S-2418-116
Placed on Senate Legislative Calendar under General Orders. Calendar No. 430.
Sponsored by Bill Cassidy (R-LA)
What it does
The COASTAL Act would change how the federal government shares revenues from oil and gas leasing on the Gulf of Mexico and Alaska Outer Continental Shelf (OCS). It would increase the share of those revenues going to Gulf Coast states (Alabama, Louisiana, Mississippi, and Texas), remove the cap on how much those states can receive, shield those payments from automatic federal spending cuts (sequestration), direct Alaska OCS revenues to Alaska for specific uses including wildlife and natural resource damage mitigation, and eliminate the 2% administrative fee the federal government currently deducts from each state's share.
Who benefits
Gulf Coast state governments (Alabama, Louisiana, Mississippi, Texas), which would receive larger and uncapped shares of federal oil and gas lease revenues. Alaska's state government, which would gain a new dedicated revenue stream from Alaska OCS energy development. Coastal communities and wildlife programs in those states that could receive funding for natural resource mitigation. Oil and gas companies operating on the OCS may benefit indirectly if increased state revenue sharing reduces state-level opposition to offshore drilling.
Who is hurt
The federal Treasury, which would retain a smaller share of OCS lease revenues currently used for general federal spending. Taxpayers broadly, to the extent reduced federal revenues must be offset elsewhere or contribute to deficits. Non-coastal states, which currently benefit from federal OCS revenues flowing into the general fund and receive no direct share under this bill.

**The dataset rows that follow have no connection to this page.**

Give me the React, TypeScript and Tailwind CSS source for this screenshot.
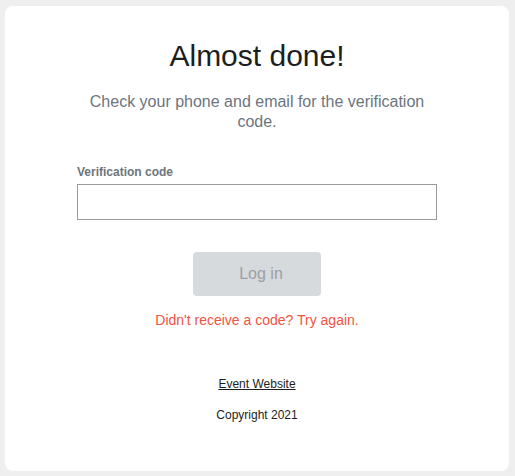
import React from "react";

export default function App() {
  return (
    <div
      className="min-h-[476px] w-[515px] bg-[#efefef] pt-[6px] pl-[5px] pr-[6px] pb-[5px]"
      style={{ fontFamily: '"Liberation Sans", Arial, sans-serif' }}
    >
      <div className="flex h-[465px] w-[504px] flex-col items-center rounded-[8px] bg-white pt-[32px]">
        <h1 className="text-[30px] leading-[36px] text-[#1c1e21]">Almost done!</h1>
        <p className="mt-[18px] w-[360px] text-center text-[16px] leading-[20px] text-[#6c757d]">
          Check your phone and email for the verification code.
        </p>
        <div className="mt-[32px] flex w-[360px] flex-col">
          <label className="text-[12px] font-bold leading-[16px] text-[#6c757d]">
            Verification code
          </label>
          <input
            type="text"
            className="mt-[4px] h-[36px] w-[360px] border border-[#9a9a9a] bg-white px-2 outline-none"
          />
        </div>
        <button
          disabled
          className="mt-[32px] h-[44px] w-[128px] rounded-[4px] bg-[#d7dadd] pl-[8px] text-[16px] text-[#9aa0a6]"
        >
          Log in
        </button>
        <p className="mt-[14px] text-[14px] leading-[20px] text-[#f0533f]">
          Didn't receive a code? Try again.
        </p>
        <a href="#" className="mt-[46px] text-[12px] leading-[16px] text-[#1c1e21] underline">
          Event Website
        </a>
        <p className="mt-[15px] text-[12px] leading-[16px] text-[#1c1e21]">Copyright 2021</p>
      </div>
    </div>
  );
}
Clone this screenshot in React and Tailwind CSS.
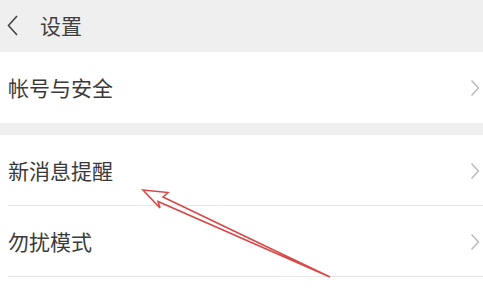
const Chevron = () => (
    <svg width="10" height="18" viewBox="0 0 10 18" className="shrink-0">
        <path d="M1.5 1.5 L8.5 9 L1.5 16.5" fill="none" stroke="#b8b8b8" strokeWidth="1.4" />
    </svg>
);

const Row = ({ label, divider }) => (
    <div className="h-[71px] flex items-center justify-between pr-[3px] pl-2 relative">
        <span className="text-[21px] text-[#3a3a3a] leading-none">{label}</span>
        <Chevron />
        {divider && <div className="absolute left-2 right-0 bottom-0 h-px bg-[#e6e6e6]"></div>}
    </div>
);

export default function App() {
    return (
        <div
            className="w-[483px] h-[290px] overflow-hidden bg-white relative"
            style={{ fontFamily: '"Noto Sans CJK SC", "Noto Sans", sans-serif' }}
        >
            <div className="h-[52px] bg-[#efefef] flex items-center pl-[7px] gap-[22px] pb-[2px]">
                <svg width="11" height="21" viewBox="0 0 11 21">
                    <path d="M10 1 L1.5 10.5 L10 20" fill="none" stroke="#444" strokeWidth="1.6" />
                </svg>
                <span className="text-[21px] text-[#404040] leading-none">设置</span>
            </div>
            <Row label="帐号与安全" />
            <div className="h-3 bg-[#efefef]"></div>
            <Row label="新消息提醒" divider />
            <Row label="勿扰模式" divider />

            <svg className="absolute left-0 top-0 pointer-events-none" width="483" height="290">
                <polygon
                    points="143,190 168,192.5 163,197 330,277 158,201.5 160,208"
                    fill="none"
                    stroke="#d94848"
                    strokeWidth="1.6"
                    strokeLinejoin="miter"
                />
            </svg>
        </div>
    );
}
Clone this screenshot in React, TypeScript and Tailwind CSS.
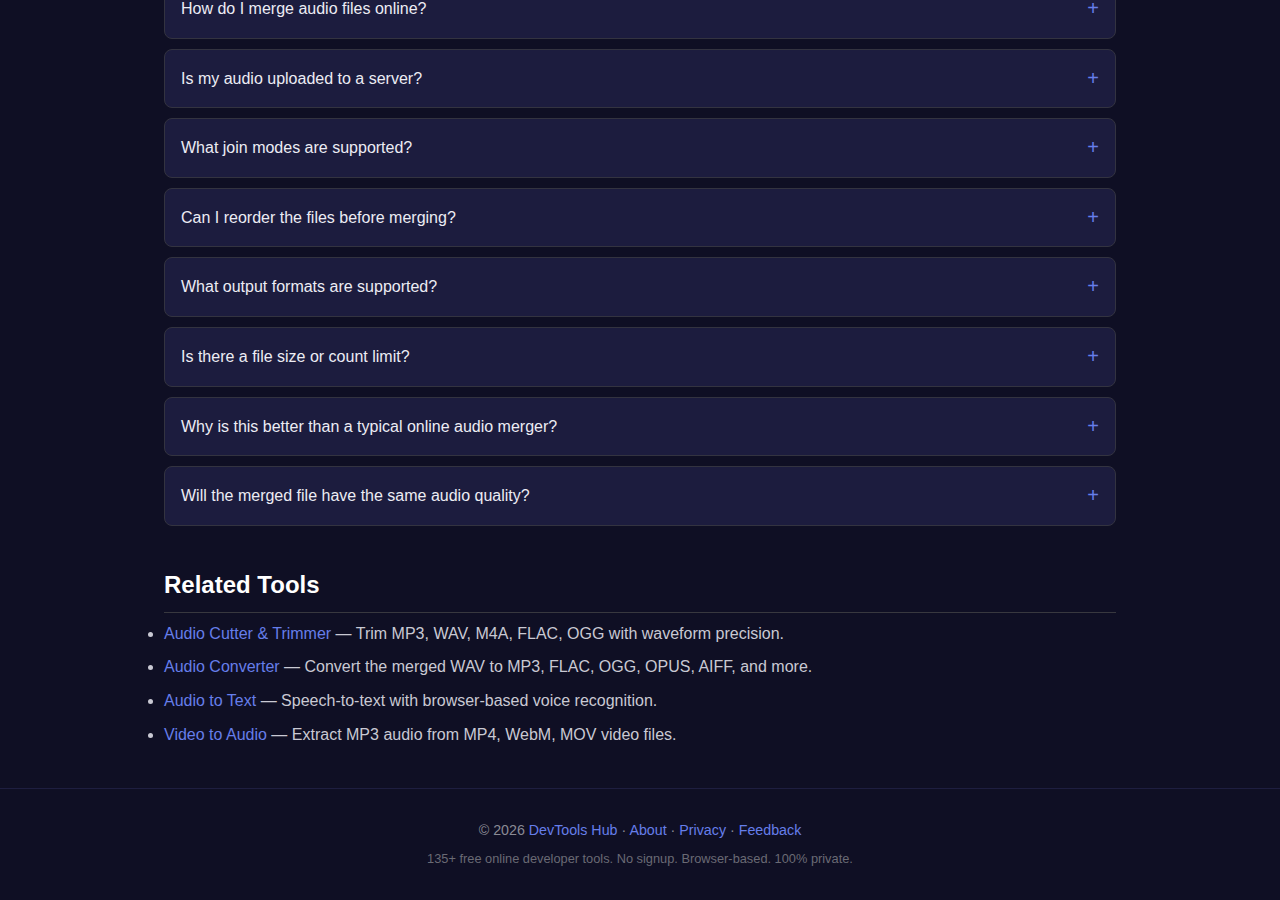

Federal programs subject to sequestration that compete for limited budget resources, since exempting these payments could shift sequestration cuts onto other programs.
Supporters argue
Supporters argue that Gulf Coast and Alaska communities bear the direct environmental, infrastructure, and public safety burdens of offshore energy production — including oil spill risk, coastal erosion accelerated by pipeline and drilling activity, and wear on local roads and ports — yet receive a disproportionately small share of the revenues that production generates. They contend that removing the revenue cap and the sequestration exemption would give these states stable, predictable funding to invest in coastal restoration, wildlife protection, and community resilience. Supporters also argue that eliminating the 2% administrative fee returns money that rightfully belongs to states under the existing revenue-sharing framework, and that directing Alaska OCS revenues specifically toward fish, wildlife, and natural resource mitigation ensures that energy development dollars are reinvested in the ecosystems most affected by that development.
Opponents argue
Opponents argue that OCS lease revenues are collected on federal public lands owned by all Americans, and that redirecting a larger share to a handful of states reduces funding available for national priorities — including deficit reduction, conservation programs, and services that benefit all taxpayers. They contend that removing the revenue cap and sequestration exemption creates a privileged class of state payments that are insulated from the budget discipline applied to other federal spending, setting a precedent that could be exploited by other states seeking similar carve-outs. Opponents also argue that the bill effectively subsidizes fossil fuel production by making it more financially attractive to coastal states, potentially undermining federal climate and conservation goals, and that the benefits flow primarily to state governments and energy-producing industries rather than directly to affected residents or ecosystems.